"Oreos.com" sat quietly on the Net for more than a year--however, it wasn't a hub to debate whether the cookie's crunchy chocolate outside is better than its creamy filling.
On the contrary, until today, "Oreos.com" was an Ontario man's personal Web page featuring links to some adult entertainment sites. While this may have been a treat for some, it is not exactly the one most people affiliate with Nabisco's famous sandwich cookie.
And so it was that Paul Figueiredo found himself in a legal dispute with one of the biggest food companies in the United States and Canada. Nabisco threatened a lawsuit if he didn't surrender the domain name by noon today.
Figueiredo is not the first private person to tangle with a corporation over a Net domain name, and he certainly won't be the last. For now, the nation's major domain name registry, Network Solutions, hands out Net site addresses on a first-come, first-served basis. So it is easy to get a name, but it can be hard to keep.
At first, "Oreos.com" was registered to be the site for the Ontario Real Estate Online Services, for advertising homes on the market, Figueiredo says. But his business idea never took off. He had already spent $100 to register the site name, so he turned it into a home page. When he got the letter from Nabisco's lawyers earlier this month, he knew the site's days were numbered.

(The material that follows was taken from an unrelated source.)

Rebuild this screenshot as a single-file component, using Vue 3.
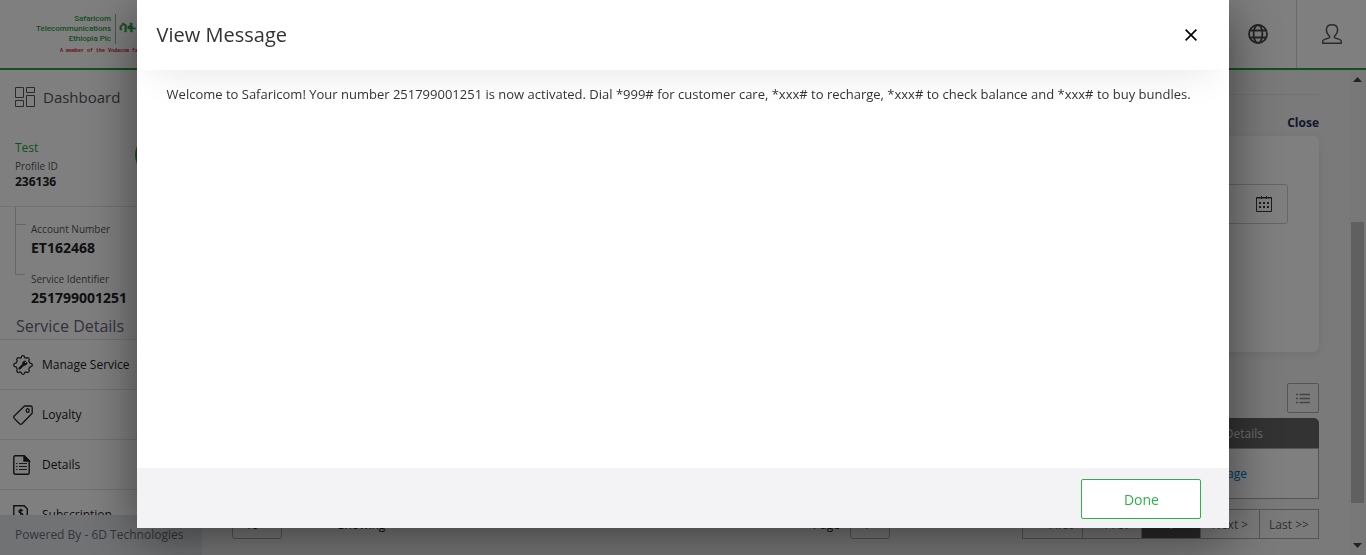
<script setup>
const menu = [
  { id: 'manage', label: 'Manage Service' },
  { id: 'loyalty', label: 'Loyalty' },
  { id: 'details', label: 'Details' },
  { id: 'subscription', label: 'Subscription' },
]
const pages = ['<< First', '< Prev', '1', 'Next >', 'Last >>']
</script>

<template>
  <div class="app">
    <header class="topbar">
      <a class="brand" href="#">
        <span class="brand-row">
          <span class="brand-name">Safaricom<br />Telecommunications<br />Ethiopia Plc</span>
          <span class="brand-local">ሳፋ</span>
        </span>
        <span class="brand-tag">A member of the Vodacom family</span>
      </a>
      <nav class="tools">
        <button class="tool globe" type="button" aria-label="Language">
          <svg width="20" height="20" viewBox="0 0 20 20" fill="none" stroke="#484848" stroke-width="1.8">
            <circle cx="10" cy="10" r="9" />
            <ellipse cx="10" cy="10" rx="4.4" ry="9" />
            <path d="M1.8 6.5h16.4M1.8 13.5h16.4" />
          </svg>
        </button>
        <button class="tool user" type="button" aria-label="Account">
          <svg width="20" height="20" viewBox="0 0 20 20" fill="none" stroke="#555" stroke-width="1.4" stroke-linejoin="round">
            <path d="M7.6 12.2C5.6 10.6 4.4 8 4.4 5.4 4.6 2.3 6.8.7 10 .7s5.4 1.6 5.6 4.7c0 2.600-1.200 5.200-3.200 6.800v1.500l5.300 1.900c1 .4 1.600 1 1.600 2v1.700H.7v-1.700c0-1 .6-1.600 1.600-2l5.300-1.900z" />
          </svg>
        </button>
      </nav>
    </header>

    <div class="columns">
      <aside class="sidebar">
        <div class="side-scroll">
          <a class="dashboard" href="#">
            <svg width="20" height="20" viewBox="0 0 20 20" fill="none" stroke="#555" stroke-width="1">
              <path d="M.5.5h8v10h-8zM11.5.5h8v5h-8zM.5 13.5h8v6h-8zM11.5 8.5h8v11h-8z" />
            </svg>
            <span>Dashboard</span>
          </a>
          <section class="profile">
            <div>
              <div class="name">Test</div>
              <div class="label">Profile ID</div>
              <div class="pid">236136</div>
            </div>
            <span class="avatar"></span>
          </section>
          <section class="tree">
            <div class="node">
              <div class="label">Account Number</div>
              <div class="value">ET162468</div>
            </div>
            <div class="node">
              <div class="label">Service Identifier</div>
              <div class="value">251799001251</div>
            </div>
          </section>
          <h2 class="side-title">Service Details</h2>
          <ul class="menu">
            <li v-for="m in menu" :key="m.id">
              <a href="#">
                <svg v-if="m.id === 'manage'" width="20" height="20" viewBox="0 0 20 20" fill="none" stroke="#222" stroke-width="1.2" stroke-linejoin="round">
                  <path d="M8.300 2.600Q8.400.7 10 .7t1.700 1.900l1.400.6q1.500-1.200 2.600-.1t.1 2.600l.9 2.200q2.600.5 2.600 2.100t-2.600 2.100l-.9 2.200q1.200 1.500 0 2.600t-2.700 0l-1.400.6Q11.600 19.300 10 19.300t-1.700-1.800l-1.400-.6q-1.500 1.200-2.600.1t-.1-2.700l-.9-2.200Q.7 11.600.7 10t2.600-2.100l.9-2.200Q3 4.200 4.200 3.100t2.700.1z" />
                  <path d="M6.600 13.400l4-4" stroke-width="2.200" stroke-linecap="round" />
                  <path d="M9.600 8.600c0-1.900 1.500-2.900 3.100-2.500l-1.300 1.500 1 1 1.600-1.300c.3 1.700-.8 3-2.600 2.900z" fill="#222" stroke-width=".8" />
                </svg>
                <svg v-else-if="m.id === 'loyalty'" width="20" height="20" viewBox="0 0 20 20" fill="none" stroke="#222" stroke-width="1.3" stroke-linejoin="round">
                  <path d="M11.5 1h6q1.700 0 1.700 1.700v5.600L9 18.800q-1.200 1-2.400 0L1.200 13.400q-1-1.200 0-2.400z" />
                  <ellipse cx="14.700" cy="5.500" rx="1.500" ry="1.900" />
                </svg>
                <svg v-else-if="m.id === 'details'" width="20" height="20" viewBox="0 0 20 20" fill="none" stroke="#222" stroke-width="1.4">
                  <path d="M2.300.8h8.900l5 5v11.900q0 1.500-1.500 1.500H2.300Q.8 19.200.8 17.700V2.300Q.8.8 2.300.8z" />
                  <path d="M11 .8v5.200h5.200z" fill="#222" />
                  <path d="M3 8.500h1.500M6 8.500h8M3 11.500h1.500M6 11.500h8M3 14.500h1.500M6 14.500h8" stroke="#333" stroke-width="1" />
                </svg>
                <svg v-else width="20" height="20" viewBox="0 0 20 20" fill="none" stroke="#222" stroke-width="1.4">
                  <path d="M1 .8h10.200L14.300 4v15.200H.8V.8z" />
                  <path d="M9.800 5.800C9 4.800 5.900 4.600 5.900 6.500s4 1.200 4 3.200-3.300 2-4.200.8M7.800 3.800v8.600" />
                </svg>
                <span>{{ m.label }}</span>
              </a>
            </li>
          </ul>
        </div>
        <footer class="powered">Powered By - 6D Technologies</footer>
      </aside>

      <main class="content">
        <hr />
        <a class="close-link" href="#">Close</a>
        <section class="filter">
          <div class="date">
            <input type="text" aria-label="Date" />
            <svg width="16" height="16" viewBox="0 0 16 16" fill="none" stroke="#3a3a3a">
              <path d="M.5 1.5h15v14H.5z" />
              <path d="M0 2h16M5.500 0v3M10.500 0v3" />
              <path d="M3 7h2M7 7h2M11 7h2M3 11h2M7 11h2M11 11h2" stroke-width="2" />
            </svg>
          </div>
        </section>
        <div class="list-tools">
          <button class="list-btn" type="button" aria-label="Columns">
            <svg width="14" height="11" viewBox="0 0 14 11" fill="none" stroke="#888" stroke-width="1.4">
              <path d="M0 1.500h2M3.500 1.500H14M0 5.500h2M3.500 5.500H14M0 9.500h2M3.500 9.500H14" />
            </svg>
          </button>
        </div>
        <table class="grid">
          <thead>
            <tr><th>Date</th><th>Details</th></tr>
          </thead>
          <tbody>
            <tr><td></td><td><a href="#">View Message</a></td></tr>
          </tbody>
        </table>
        <div class="pager">
          <select class="size" aria-label="Rows"><option>10</option></select>
          <span class="showing">Showing</span>
          <span class="page-label">Page</span>
          <select class="page-no" aria-label="Page"><option>1</option></select>
          <div class="pages">
            <button v-for="p in pages" :key="p" type="button" :class="{ active: p === '1' }">{{ p }}</button>
          </div>
        </div>
      </main>

      <div class="scrollbar">
        <svg width="9" height="5" viewBox="0 0 9 5"><path d="M0 5L4.500 0 9 5z" fill="#444" /></svg>
        <span class="thumb"></span>
        <svg width="9" height="5" viewBox="0 0 9 5"><path d="M0 0h9L4.500 5z" fill="#444" /></svg>
      </div>
    </div>

    <div class="overlay">
      <div class="modal" role="dialog" aria-modal="true" aria-labelledby="modal-title">
        <div class="modal-head">
          <h1 id="modal-title">View Message</h1>
          <button class="x" type="button" aria-label="Close">
            <svg width="12" height="12" viewBox="0 0 12 12" stroke="#000" stroke-width="1.6"><path d="M.6.6l10.800 10.800M11.400.6L.6 11.400" /></svg>
          </button>
        </div>
        <div class="modal-body">
          Welcome to Safaricom! Your number 251799001251 is now activated. Dial *999# for customer care, *xxx# to recharge, *xxx# to check balance and *xxx# to buy bundles.
        </div>
        <div class="modal-foot">
          <button class="done" type="button">Done</button>
        </div>
      </div>
    </div>
  </div>
</template>

<style>
body { overflow: hidden; }
</style>

<style scoped>
* { box-sizing: border-box; }
.app {
  height: 100vh;
  display: flex;
  flex-direction: column;
  font-family: "Open Sans", "Noto Sans", sans-serif;
  font-size: 12px;
  color: #222;
  background: #fff;
}
a { color: inherit; text-decoration: none; }
button, input, select { font: inherit; }

.topbar {
  flex: none;
  height: 70px;
  border-bottom: 2px solid #26a043;
  display: flex;
  justify-content: space-between;
}
.brand { padding: 14px 0 0 36px; font-family: Roboto, sans-serif; }
.brand-row { display: flex; align-items: flex-start; }
.brand-name {
  font-size: 8px;
  line-height: 10px;
  font-weight: 500;
  color: #26a043;
  text-align: right;
  padding-right: 4px;
  border-right: 1px solid #7fbf8c;
}
.brand-local { color: #26a043; font-size: 14px; font-weight: 700; padding-left: 3px; line-height: 26px; }
.brand-tag { display: block; padding: 3px 0 0 24px; font: 700 5px/8px "Liberation Mono", monospace; color: #c22; }
.tools { display: flex; }
.tool { display: flex; align-items: center; justify-content: center; border: 0; background: none; padding: 0; width: 76px; }
.user { width: 70px; border-left: 1px solid #c4e0c4; }

.columns { flex: 1; min-height: 0; display: flex; }
.sidebar { flex: none; width: 202px; display: flex; flex-direction: column; }
.side-scroll { flex: 1; min-height: 0; overflow: hidden; }
.dashboard { display: flex; align-items: center; gap: 8px; height: 54px; padding-left: 15px; font-size: 15px; color: #555; }
.profile { display: flex; justify-content: space-between; height: 83px; padding: 14px 27px 0 15px; border-bottom: 1px solid #e4e4e4; }
.name { color: #26a043; font-size: 12px; line-height: 20px; }
.label { font-size: 10px; line-height: 16px; color: #555; }
.pid { font-size: 12px; font-weight: 700; line-height: 16px; }
.avatar { width: 40px; height: 40px; border-radius: 50%; background: #26a043; margin-top: -3px; }
.tree { padding-left: 15px; }
.node { height: 50px; padding: 14px 0 0 15px; border-left: 1px solid #ccc; position: relative; }
.node::before { content: ""; position: absolute; left: 0; top: 17px; width: 10px; border-top: 1px solid #ccc; }
.node:last-child { border-color: transparent; }
.node:last-child::before { left: -1px; }
.node:last-child::after { content: ""; position: absolute; left: -1px; top: 0; height: 17px; border-left: 1px solid #ccc; }
.value { font-size: 14px; font-weight: 700; line-height: 22px; }
.side-title { margin: 0; padding: 6px 0 0 16px; height: 33px; font-size: 16px; line-height: 26px; font-weight: 400; color: #667; border-bottom: 1px solid #e4e4e4; }
.menu { list-style: none; margin: 0; padding: 0; }
.menu a { display: flex; align-items: center; gap: 9px; height: 50px; padding-left: 13px; border-bottom: 1px solid #e4e4e4; color: #222; }
.powered { flex: none; height: 40px; line-height: 40px; padding-left: 15px; color: #666c74; background: #e2e4e8; white-space: nowrap; }

.content { flex: 1; min-width: 0; padding: 24px 30px 0 30px; background: #f4f4f5; display: flex; flex-direction: column; }
hr { flex: none; width: 100%; margin: 0; border: 0; border-top: 1px solid #e4e4e4; }
.close-link { align-self: flex-end; padding-top: 18px; height: 41px; line-height: 20px; font-weight: 700; color: #1f3158; }
.filter { height: 216px; padding: 48px 31px 0; border-radius: 6px; background: #fff; box-shadow: 0 2px 8px rgba(0, 0, 0, 0.08); }
.date { display: flex; align-items: center; width: 300px; margin-left: auto; height: 40px; border: 1px solid #ccc; border-radius: 3px; padding-right: 15px; }
.date input { flex: 1; min-width: 0; border: 0; background: none; }
.list-tools { display: flex; justify-content: flex-end; padding: 31px 0 5px; }
.list-btn { display: flex; align-items: center; justify-content: center; width: 32px; height: 30px; padding: 0; border: 1px solid #aaa; border-radius: 2px; background: none; }
.grid { width: 100%; border-collapse: separate; border-spacing: 0; background: #fff; }
.grid th { height: 30px; padding: 0; background: #666; color: #ddd; font-weight: 400; }
.grid th:first-child { border-top-left-radius: 5px; }
.grid th:last-child { width: 145px; border-top-right-radius: 5px; }
.grid td { height: 51px; padding: 0 71px 0 0; border: 1px solid #aaa; border-left: 0; text-align: right; white-space: nowrap; }
.grid td a { color: #0078c8; }
.pager { display: flex; align-items: center; padding-top: 10px; }
.pager select { appearance: none; height: 30px; border: 1px solid #aaa; border-radius: 3px; background: none; padding: 0 12px; color: #222; }
.size { width: 50px; }
.showing { margin-left: 56px; }
.page-label { margin-left: auto; margin-right: 10px; }
.page-no { width: 40px; margin-right: 132px; }
.pages { display: flex; border: 1px solid #aaa; }
.pages button { width: 59px; height: 28px; padding: 0; border: 0; border-left: 1px solid #aaa; background: none; color: #666; white-space: nowrap; }
.pages button:first-child { border-left: 0; }
.pages .active { background: #555; color: #fff; }

.scrollbar { flex: none; width: 17px; background: #f1f1f1; display: flex; flex-direction: column; align-items: center; padding: 7px 0; }
.thumb { width: 13px; flex: 0 0 281px; background: #c1c1c1; margin: 140px 0 auto; }

.overlay { position: fixed; inset: 0; background: rgba(0, 0, 0, 0.5); }
.modal { width: 80%; margin: 0 auto; background: #fff; box-shadow: 0 10px 50px rgba(0, 0, 0, 0.5); }
.modal-head { display: flex; align-items: center; justify-content: space-between; height: 70px; padding: 0 32px 0 20px; box-shadow: 0 16px 40px -16px rgba(0, 0, 0, 0.12); }
.modal-head h1 { margin: 0; font-size: 20px; font-weight: 400; line-height: 26px; color: #333; }
.x { display: flex; padding: 0; border: 0; background: none; }
.modal-body { min-height: 398px; padding: 14px 30px; font-size: 13px; line-height: 20px; color: #333; }
.modal-foot { display: flex; align-items: center; justify-content: flex-end; height: 60px; padding: 2px 28px 0; background: #f3f3f6; }
.done { width: 120px; height: 40px; border: 1px solid #2db24c; border-radius: 2px; background: #fff; color: #2db24c; font-size: 14px; }
</style>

"I don't want to fight these people. I would sell it to anybody else for $5 because I don't like being bullied," he said today.
He tried unsuccessfully to cut a deal that would have allowed him to point people to Nabisco's official site, if he took the adult links off the front page. But because the company markets its sweets to kids, Nabisco wouldn't go for it, he said.
"If it was my kid, I wouldn't want them to see adult banners when they type in 'Oreos,'" he admitted. "I had until noon today to take it off the Web or else, so I did."
Network Solutions has been criticized for giving an unfair advantage to prominent brick-and-mortar companies that flash well-known trademarks as proof that they should get a certain name. Sometimes this leads to a name being suspended until it can be fought over in court. For small enterprises that have built business around Net names, the process seems unfair. Many hope the issue will be addressed in a Clinton administration domain name policy paper expected to be released tomorrow. (See related story)
Until then, cases such as the Oreo dispute will keep surfacing, because large companies will keep fighting for the limited name plates on the Net. And most won't take "no" for an answer. "He has faxed back the letter agreeing to cease all use of the Oreos trademark and domain name," Jonathan Colombo, an attorney for Nabisco, said today.